Deviled Eggs, it seems to me, are THE most popular item at a picnic or a cocktail party. At Eastertime we all start making them because of so many dyed hen eggs. This past Easter I began to think about “The Deviled Egg.” (My grandson observed that at Eastertime, perhaps they should be call angel eggs.) Why the name “deviled”? Wikipedia connects this dish to deviled ham, and maybe that is true. However, after much contemplation (at least 30 minutes) I think the name derives from the fact that, unless certain procedures are followed, the are the “devil” to prepare. And that leads me to the real intent of this blog: How to Take the Devil Out of Deviled Eggs.

Many people contributed to these instructions. And here are the “secrets.”
1. Do not start with fresh eggs.
2..Make a small hole in the larger end of the eggs.
3. Place eggs in a sauce pan and cover with tap water.
4. Add salt. Just a tablespoon, may be two.
5. Bring to a boil.
6. Remove from  heat, cover and let sit for 15 minutes–or 12 or 13–just not too long..
7. Drain quickly and shake pan to crack shells.
8. Put eggs in a bowl or pan of ice and water and allow to cool.
With any luck the devil will have been exorcised and the shells will just peel right off.
This blogger does not guarantee smoothly peeled eggs, but if you do all of the above, at least you will know you have done your very best.

I am more confident about what to do next:
Cut in half either lengthwise or crosswise (if crosswise, cut a little of the white from each end so that the egg half will sit straight).
Remove yolks, mash and mix something really yummy with the yolks and refills the halves. I like mayonnaise–real–dill, a little vinegar or dill pickle juice and celery seed.

Some other suggestions for the yummy “stuff” as in stuffed:
From JOY OF COOKING–2006 Edition:
Mayonnaise or cream or sour cream or butter with vinegar and sugar or pickle juice. Season to taste with salt, pepper, mustard, red pepper, curry powder, jalopenos or other peppers.
Other additions: anchovy, caviar, curry powder, crumbled bleu cheese, chopped chive, tarragon,  parsley or, basil, salsa,  etc,
And more specifically, two recipes from “Bon Appetit.”

Chipotle Deviled Eggs
12 large eggs
1/3 cup plus 2 tablespoons mayonnaise
2 to 3 teaspoons finely chopped canned chipotle chiles*
24 fresh cilantro leaves

PREPARATION
Place eggs in large saucepan. Add enough cold water to cover. Bring to simmer over high heat. Reduce hear to low; simmer gently 5 minutes. Remove from heat, cover and let stand  10 minutes. Drain eggs; cover with ice and water and let stand until cold.

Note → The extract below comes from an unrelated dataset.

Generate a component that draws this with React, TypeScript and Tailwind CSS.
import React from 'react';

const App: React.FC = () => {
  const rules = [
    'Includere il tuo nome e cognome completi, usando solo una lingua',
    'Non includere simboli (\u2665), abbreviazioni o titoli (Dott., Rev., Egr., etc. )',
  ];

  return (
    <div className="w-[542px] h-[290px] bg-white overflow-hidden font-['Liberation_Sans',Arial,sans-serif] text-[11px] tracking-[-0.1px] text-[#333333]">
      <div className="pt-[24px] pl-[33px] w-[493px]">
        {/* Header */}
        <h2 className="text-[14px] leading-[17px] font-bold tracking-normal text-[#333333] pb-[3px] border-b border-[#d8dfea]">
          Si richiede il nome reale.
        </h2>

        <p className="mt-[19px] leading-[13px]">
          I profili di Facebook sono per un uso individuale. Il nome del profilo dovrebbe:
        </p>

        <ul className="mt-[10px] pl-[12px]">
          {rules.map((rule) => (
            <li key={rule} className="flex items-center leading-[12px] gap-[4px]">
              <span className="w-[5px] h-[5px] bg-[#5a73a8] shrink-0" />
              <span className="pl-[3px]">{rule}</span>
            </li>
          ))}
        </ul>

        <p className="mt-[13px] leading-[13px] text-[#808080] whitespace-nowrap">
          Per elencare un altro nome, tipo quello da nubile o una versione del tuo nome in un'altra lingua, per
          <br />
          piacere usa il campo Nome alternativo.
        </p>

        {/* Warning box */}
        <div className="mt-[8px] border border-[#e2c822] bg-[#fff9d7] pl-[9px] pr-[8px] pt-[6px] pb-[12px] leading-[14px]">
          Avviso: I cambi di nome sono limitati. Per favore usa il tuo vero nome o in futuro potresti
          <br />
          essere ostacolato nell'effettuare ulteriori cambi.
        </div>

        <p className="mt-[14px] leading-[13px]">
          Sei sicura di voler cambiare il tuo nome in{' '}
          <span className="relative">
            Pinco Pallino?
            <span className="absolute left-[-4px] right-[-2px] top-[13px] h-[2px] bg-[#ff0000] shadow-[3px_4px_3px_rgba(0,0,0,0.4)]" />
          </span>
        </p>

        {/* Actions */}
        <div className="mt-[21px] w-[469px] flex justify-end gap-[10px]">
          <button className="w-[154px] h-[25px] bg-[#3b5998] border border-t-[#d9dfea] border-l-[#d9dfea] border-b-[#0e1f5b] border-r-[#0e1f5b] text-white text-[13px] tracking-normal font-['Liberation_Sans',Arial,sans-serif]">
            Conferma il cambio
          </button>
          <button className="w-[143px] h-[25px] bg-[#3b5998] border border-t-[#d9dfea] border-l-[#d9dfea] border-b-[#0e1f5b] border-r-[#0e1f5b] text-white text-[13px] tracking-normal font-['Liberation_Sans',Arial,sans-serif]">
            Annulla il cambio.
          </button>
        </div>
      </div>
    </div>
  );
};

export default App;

Peel eggs and cut in half lengthwise. Spoon yolks into small bowl; arrange whites on platter. finely grate yolks on small holes of of box grater into medium bowl. Mix in mayonnaise, the 2 teaspoons chopped chipotle chilies. Add more chopped chilies, if desired, for more hear. Season filling to taste with salt, if desired. Using pastry bag fitted with 1/2 inch-diameter star tip, pipe filling into egg whites. Cover and Chill eggs at least 2 hours and up to 1 day. Press l cilantro leaf into filling each egg and serve.
www.bonappetit.com/recipes/2006/chipotle_deviled_eggs

* Substitute the Homestead Chipotle Mayonnaise available at Gourmet Gallery.

Eggs Stuffed with Smoked Salmon and Caviar


3 tablespoons chopped fresh chives
2 tablespoons olive oil
1 1/2 fresh lemon juice
12 ounces thinly sliced cold-smoked salmon, finely chopped
1/4 cup salmon caviar
12 hard-boiled eggs, shelled,  halved, whites and yolks separated

Additional chopped chives
Lemon wedges
Assorted fresh herb sprigs

Line rimmed baking sheet with paper towels. Blend 3 tablespoons chives, oil and lemon juice in medium bowl. Mix insmoked salmon. Fold in caviar. Chop four egg yolks (reserve remainder for another use) and stir into salmon mixture. Season to taste with ground pepper. Pile 1 generous tablespoon salmon mixture in cavity of each egg-white. Arrange eggs on prepared sheet. Cover with plastic; refrigerate up to 8 hours.

Place eggs on platter. Sprinkle with additional chives. Garnish with lemon wedges and herb sprigs.